Adaptação do SÉTIMO livro de uma série policial norueguesa escrita por Jo Nesbø não funciona nem como suspense do Supercine…
Sabe aquele tipo de filme que, ao terminar, você gostaria de pedir na bilheteria as suas duas horas de vida de volta? Pois fique você sabendo desde já que é esse o caso de Boneco de Neve, baseado no best-seller homônimo do escritor Jo Nesbø, que chega aos cinemas brasileiros nesta quinta-feira.
Com um serial killer que mata mulheres esquartejando seus corpos, um detetive alcoólatra resignado que vive uma vida decadente, uma fotografia FODIDA das paisagens geladas da Noruega pelo ganhador do Oscar Dion Beebe, produção executiva de Martin Scorsese (que originalmente foi cotado para a direção), Michael Fassbender como protagonista de um elenco que ainda conta com Rebecca Ferguson, Charlotte Gainsbourg, J.K. Simmons, Toby Jones, James D’Arcy e Val Kilmer — todos eles, sem exceção, absolutamente mal aproveitados — e direção de Tomas Alfredson, o mesmo de um dos filmes da vida, Deixa Ela Entrar, Boneco de Neve tinha tudo pra ser um thriller incrível.
Como todos esses elementos potenciais juntos resultaram num dos suspenses mais canhestros dos últimos tempos, além da chegada tardia de Alfredson ao projeto, uma boa parte do roteiro sendo descartada e o período de gravações na Noruega encurtado para a produção se mover para Londres?
Boneco de Neve tem um roteiro fraquíssimo, soluções fáceis e óbvias, uma cambada de personagens descartáveis, Fassbender no automático, tudo construído sem atmosfera alguma, situações que geram risada involuntária de tão ridículas e um desfecho de terceiro ato dos mais patéticos da história da sétima arte — como um assassino metódico, cruel e calculista, que pareceu tão fodão durante toda a projeção, tem um final ridículo daqueles?
Também, atrapalha, e muito, o fato de Boneco de Neve ser adaptação do SÉTIMO de uma série policial de onze livros de sucesso escritos por Nesbø, protagonizada pelo policial Harry Hole, criação máxima do autor norueguês. Você dá de cara com um personagem com cara de saco cheio e cansado o tempo todo, tendo que conviver com as presepadas que fez na vida, do vício ao álcool – daqueles de acordar na valeta literalmente – passando pela decadência de uma brilhante carreira à separação da esposa e afilhado, sem nenhum background construído e conhecimento prévio de seus casos famosos, o modus operandi e o brilhantismo na profissão, que toda hora é citado e nunca sabemos de verdade o quanto o cara foi pica das galáxias na chefatura de polícia de Oslo.

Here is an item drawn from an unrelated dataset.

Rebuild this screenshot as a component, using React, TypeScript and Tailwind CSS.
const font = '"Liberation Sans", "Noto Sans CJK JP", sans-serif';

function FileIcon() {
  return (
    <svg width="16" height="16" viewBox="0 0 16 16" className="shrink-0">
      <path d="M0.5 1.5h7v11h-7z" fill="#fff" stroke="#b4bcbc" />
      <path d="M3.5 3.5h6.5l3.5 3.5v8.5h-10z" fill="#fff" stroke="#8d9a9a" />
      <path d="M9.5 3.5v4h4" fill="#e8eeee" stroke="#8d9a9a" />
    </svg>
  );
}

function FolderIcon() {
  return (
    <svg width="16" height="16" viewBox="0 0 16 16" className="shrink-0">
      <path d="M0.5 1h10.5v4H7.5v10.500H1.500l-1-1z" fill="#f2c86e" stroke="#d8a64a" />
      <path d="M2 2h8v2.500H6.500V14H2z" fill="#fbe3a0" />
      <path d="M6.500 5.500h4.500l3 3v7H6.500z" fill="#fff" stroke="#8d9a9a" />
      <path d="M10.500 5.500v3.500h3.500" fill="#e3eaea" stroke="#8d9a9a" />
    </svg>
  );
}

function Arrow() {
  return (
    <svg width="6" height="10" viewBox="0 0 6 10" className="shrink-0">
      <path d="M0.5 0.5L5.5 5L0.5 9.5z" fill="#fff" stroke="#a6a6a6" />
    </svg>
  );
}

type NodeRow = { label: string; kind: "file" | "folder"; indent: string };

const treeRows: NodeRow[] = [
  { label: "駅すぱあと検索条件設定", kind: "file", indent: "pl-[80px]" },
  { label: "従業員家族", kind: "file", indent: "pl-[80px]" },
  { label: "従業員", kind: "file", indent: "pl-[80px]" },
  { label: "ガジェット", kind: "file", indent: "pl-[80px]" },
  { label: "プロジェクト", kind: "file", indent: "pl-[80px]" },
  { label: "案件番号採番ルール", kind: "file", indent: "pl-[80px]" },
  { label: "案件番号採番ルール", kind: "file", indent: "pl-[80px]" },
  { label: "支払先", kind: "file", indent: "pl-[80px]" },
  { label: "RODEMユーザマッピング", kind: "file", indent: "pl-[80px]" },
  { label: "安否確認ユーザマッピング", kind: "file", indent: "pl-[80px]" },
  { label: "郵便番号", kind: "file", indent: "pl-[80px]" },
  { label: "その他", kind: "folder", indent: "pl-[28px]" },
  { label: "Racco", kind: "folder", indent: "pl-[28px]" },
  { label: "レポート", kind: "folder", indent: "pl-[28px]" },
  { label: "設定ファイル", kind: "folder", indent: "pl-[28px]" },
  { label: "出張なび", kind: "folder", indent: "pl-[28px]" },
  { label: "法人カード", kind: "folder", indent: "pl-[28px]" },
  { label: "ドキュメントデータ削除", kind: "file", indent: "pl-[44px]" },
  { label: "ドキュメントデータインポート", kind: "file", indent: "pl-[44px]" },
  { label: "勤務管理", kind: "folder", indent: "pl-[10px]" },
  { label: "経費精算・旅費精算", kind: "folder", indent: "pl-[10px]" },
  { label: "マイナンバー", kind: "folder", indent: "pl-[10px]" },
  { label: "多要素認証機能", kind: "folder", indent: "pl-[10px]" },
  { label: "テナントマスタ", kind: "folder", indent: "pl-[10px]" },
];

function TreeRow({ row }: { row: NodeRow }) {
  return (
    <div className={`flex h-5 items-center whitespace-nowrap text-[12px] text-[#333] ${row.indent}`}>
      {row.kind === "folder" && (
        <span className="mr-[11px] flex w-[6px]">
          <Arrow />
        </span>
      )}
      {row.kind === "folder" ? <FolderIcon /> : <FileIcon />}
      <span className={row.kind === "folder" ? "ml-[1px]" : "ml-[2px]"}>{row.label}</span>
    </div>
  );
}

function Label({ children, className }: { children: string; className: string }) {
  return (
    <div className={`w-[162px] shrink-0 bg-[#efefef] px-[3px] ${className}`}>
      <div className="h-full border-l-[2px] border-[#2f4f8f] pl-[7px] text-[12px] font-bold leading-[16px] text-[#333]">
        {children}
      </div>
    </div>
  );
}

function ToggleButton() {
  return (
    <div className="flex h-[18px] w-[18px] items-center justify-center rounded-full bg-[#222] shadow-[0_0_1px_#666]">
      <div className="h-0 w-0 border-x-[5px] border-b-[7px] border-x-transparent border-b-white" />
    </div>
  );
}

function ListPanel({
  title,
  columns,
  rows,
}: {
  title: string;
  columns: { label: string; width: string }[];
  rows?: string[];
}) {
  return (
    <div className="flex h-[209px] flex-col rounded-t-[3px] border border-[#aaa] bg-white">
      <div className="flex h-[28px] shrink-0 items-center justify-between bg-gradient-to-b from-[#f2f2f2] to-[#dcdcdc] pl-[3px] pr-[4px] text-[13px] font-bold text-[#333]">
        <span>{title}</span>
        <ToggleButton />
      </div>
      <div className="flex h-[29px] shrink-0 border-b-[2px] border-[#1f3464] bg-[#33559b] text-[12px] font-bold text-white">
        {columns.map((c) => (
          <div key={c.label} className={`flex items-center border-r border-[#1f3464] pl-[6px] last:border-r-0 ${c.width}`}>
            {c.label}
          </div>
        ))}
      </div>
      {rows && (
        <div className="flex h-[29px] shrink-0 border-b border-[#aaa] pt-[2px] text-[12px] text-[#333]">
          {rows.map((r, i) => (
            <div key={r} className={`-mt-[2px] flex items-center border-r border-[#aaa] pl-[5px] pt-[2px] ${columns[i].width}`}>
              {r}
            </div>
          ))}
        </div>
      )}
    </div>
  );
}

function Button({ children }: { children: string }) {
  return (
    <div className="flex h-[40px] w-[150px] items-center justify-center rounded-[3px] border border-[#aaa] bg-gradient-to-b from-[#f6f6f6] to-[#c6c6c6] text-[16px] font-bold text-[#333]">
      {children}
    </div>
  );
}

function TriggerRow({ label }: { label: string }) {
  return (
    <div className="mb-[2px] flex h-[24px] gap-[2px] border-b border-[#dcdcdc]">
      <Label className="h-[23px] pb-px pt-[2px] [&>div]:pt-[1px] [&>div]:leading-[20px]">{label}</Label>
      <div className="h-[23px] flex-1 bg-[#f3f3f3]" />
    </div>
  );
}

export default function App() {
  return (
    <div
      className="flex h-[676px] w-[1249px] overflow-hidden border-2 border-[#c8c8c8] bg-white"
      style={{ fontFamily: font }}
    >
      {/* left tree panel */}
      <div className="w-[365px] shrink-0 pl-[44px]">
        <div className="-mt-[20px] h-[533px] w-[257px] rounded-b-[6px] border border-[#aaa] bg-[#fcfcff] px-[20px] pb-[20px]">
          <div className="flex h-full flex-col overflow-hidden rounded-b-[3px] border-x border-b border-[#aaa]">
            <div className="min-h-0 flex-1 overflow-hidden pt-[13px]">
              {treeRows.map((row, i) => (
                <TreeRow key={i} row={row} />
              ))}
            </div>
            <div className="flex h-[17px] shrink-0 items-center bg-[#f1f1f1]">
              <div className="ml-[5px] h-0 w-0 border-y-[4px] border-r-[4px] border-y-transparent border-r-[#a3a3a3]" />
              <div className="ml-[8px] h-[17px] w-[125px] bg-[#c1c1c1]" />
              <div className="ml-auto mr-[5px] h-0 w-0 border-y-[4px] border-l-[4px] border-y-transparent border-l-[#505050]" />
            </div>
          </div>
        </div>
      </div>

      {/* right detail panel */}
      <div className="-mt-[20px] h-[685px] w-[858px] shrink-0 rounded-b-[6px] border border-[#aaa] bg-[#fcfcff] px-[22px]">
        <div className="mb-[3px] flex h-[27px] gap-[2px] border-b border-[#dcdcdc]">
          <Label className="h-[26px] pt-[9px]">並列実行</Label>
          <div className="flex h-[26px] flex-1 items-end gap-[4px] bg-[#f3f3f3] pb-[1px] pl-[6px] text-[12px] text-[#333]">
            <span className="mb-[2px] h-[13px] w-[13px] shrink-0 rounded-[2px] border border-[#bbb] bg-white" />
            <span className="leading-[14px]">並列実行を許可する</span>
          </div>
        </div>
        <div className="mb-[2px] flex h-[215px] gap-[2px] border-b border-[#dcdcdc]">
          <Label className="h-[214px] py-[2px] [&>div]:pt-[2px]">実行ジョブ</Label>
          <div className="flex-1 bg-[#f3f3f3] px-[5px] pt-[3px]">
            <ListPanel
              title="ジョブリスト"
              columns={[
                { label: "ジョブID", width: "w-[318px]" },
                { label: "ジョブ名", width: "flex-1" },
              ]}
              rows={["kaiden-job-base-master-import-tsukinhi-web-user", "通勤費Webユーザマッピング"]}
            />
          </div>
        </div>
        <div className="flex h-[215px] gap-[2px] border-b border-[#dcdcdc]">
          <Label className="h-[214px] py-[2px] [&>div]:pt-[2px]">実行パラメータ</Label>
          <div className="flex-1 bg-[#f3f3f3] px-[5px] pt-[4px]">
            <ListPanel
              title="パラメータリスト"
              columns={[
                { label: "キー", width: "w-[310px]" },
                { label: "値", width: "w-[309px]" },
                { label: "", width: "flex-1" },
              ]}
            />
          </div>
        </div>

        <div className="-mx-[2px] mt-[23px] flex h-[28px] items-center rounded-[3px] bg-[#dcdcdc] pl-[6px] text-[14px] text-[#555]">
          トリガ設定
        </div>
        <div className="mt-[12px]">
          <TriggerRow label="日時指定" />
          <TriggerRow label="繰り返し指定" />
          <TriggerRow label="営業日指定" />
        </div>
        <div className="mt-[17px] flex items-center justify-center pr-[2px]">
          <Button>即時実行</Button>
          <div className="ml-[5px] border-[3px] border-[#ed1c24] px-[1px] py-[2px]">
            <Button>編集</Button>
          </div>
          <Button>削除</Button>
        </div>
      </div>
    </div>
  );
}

Fassbender não consegue convencer sequer um segundo como sua contraparte literária e tampouco em seu drama humano, mantendo praticamente a mesma expressão azeda durante todo o filme em uma atuação pra lá de burocrática e de carisma igual a zero.
A trama, com seu tamanho potencial jogado fora — o jornal The Guardian considerou o livro mais ambicioso de Nesbø e o compara com O Silêncio dos Inocentes de Thomas Harris, só pra ilustrar — consiste na investigação de Hole com a novata recém-transferida Katrine Bratt (Ferguson) em busca do tal maníaco que rapta mulheres casadas e com filhos e as assassina quando cai a primeira neve na Noruega, deixando em frente de suas casas um singelo boneco de neve.
Nas idas e vindas do caso, nos deparamos com o assassino atraindo o inspetor para seu jogo, um monte de pistas falsas de uma investigação mirim; a tentativa de descobrir o psicopata ao melhor estilo whodunit? dos romances de Edgar Wallace; personagens que circundam o enredo em um subplot de traição, abortos clandestinos e exploração sexual que não levam a lugar nenhum; a personagem de Fergunson usando sua traquitana tecnológica que mais parece um Pense Bem pra lá e pra cá; a irritante cabacice da dupla e incapacidade ao usar armas; e um Val Kilmer que mal consegue abrir a boca paa falar e parece ter sido dublado por alguma voz cavernosa, muito mais grave que na época em que foi o Batman.
E eu já falei do final de dar vergonha alheia, né? E ainda rola um cliffhanger remetendo a investigação de Hole em seu próximo livro, O Leopardo. Mas a chance de sair do papel parece bastante pequena, já que a recepção de crítica e público ao filme lá fora foram mais frias que o inverno norueguês.
Boneco de Neve não serve nem como aqueles suspenses do Supercine, quanto mais para assistir numa sala de cinema e, provavelmente, vai deixar os fãs da série de Nesbø putos da vida, aumentando ainda mais o estigma dos americanos estragarem as obras escandinavas nas telas.